Но разве не прасоловское — «Земля кругом и мерзлая жива»? Разве не его — «В какие сроки мы смогли подвинуть праведное дело!»? И какой кровью? Вадим Кожинов, серьезный мыслитель, литературовед, историк, высоко ценивший Прасолова и сопроводивший две его столичные книги своими предисловиями, сказал лаконично и жестко: «Тоталитаризм предстает как предельное испытание человека, которое он выдержал».

Прасолов — внережимный человек. У него не было «классовой» неприязни к дворянскому, монархическому, не было и антисоветского плоского фрондерства. Не революционер, не трибун, не бунтовщик, он и не пытался изменить обстоятельства, ибо свободен в духе, а дух — над обстоятельствами. Он идет по дороге, на которой плакаты времени.
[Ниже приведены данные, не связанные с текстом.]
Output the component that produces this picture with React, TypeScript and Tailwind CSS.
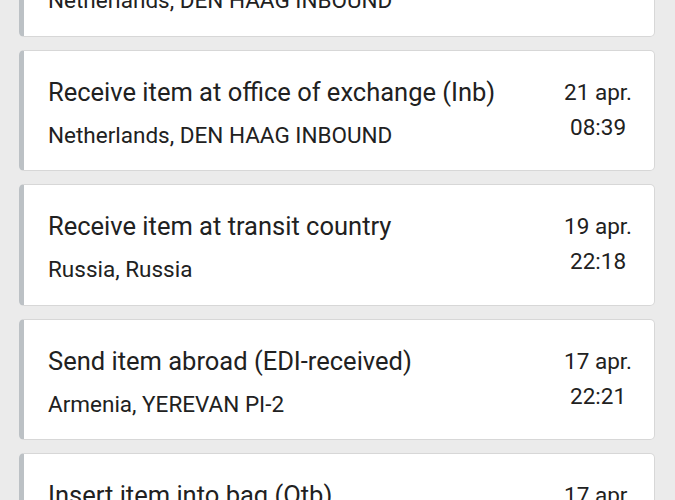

Но читает он не плакаты, а время.

В контролируемом, кодируемом, зомбируемом мире он свободен, как только может быть свободен истинный поэт в пространстве и времени какой бы то ни было общественной системы или даже химеры.

Не участвуя в боях, избежав земных аварий и катастроф, не бунтуя, не попадая в землетрясения, не обгорая в вулканической лаве, поэт тем не менее всю жизнь — «у самой гибельной стены».

И снова голоса: он задохнулся от советской действительности! Как будто человек, Прасолову по духу родственный, был бы счастлив в райски привольных кущах, если таковые есть? Человек, почуявший изначальную драму земного бытия и даже надмирных, космических сфер, мог ли он быть счастлив в каком-либо ином общественном режиме? Заокеанском — «свободном», «демократическом», «цивилизованном»? В мире бездуховном и свободном настолько, насколько позволяет ему быть свободным мировая финансовая власть?

«Да, не будет рая, даже здесь „храм“ не наш. И ничего — за горами. Ничего…» — прасоловское: загадочное и бесконечно печальное. Двадцатый век сполна выстроил храм не Духу, но Молоху. Исполинский, тотальный храм. Вторая вавилонская башня. В такой храм истинного поэта не позовут, да он и сам туда никогда не пойдет.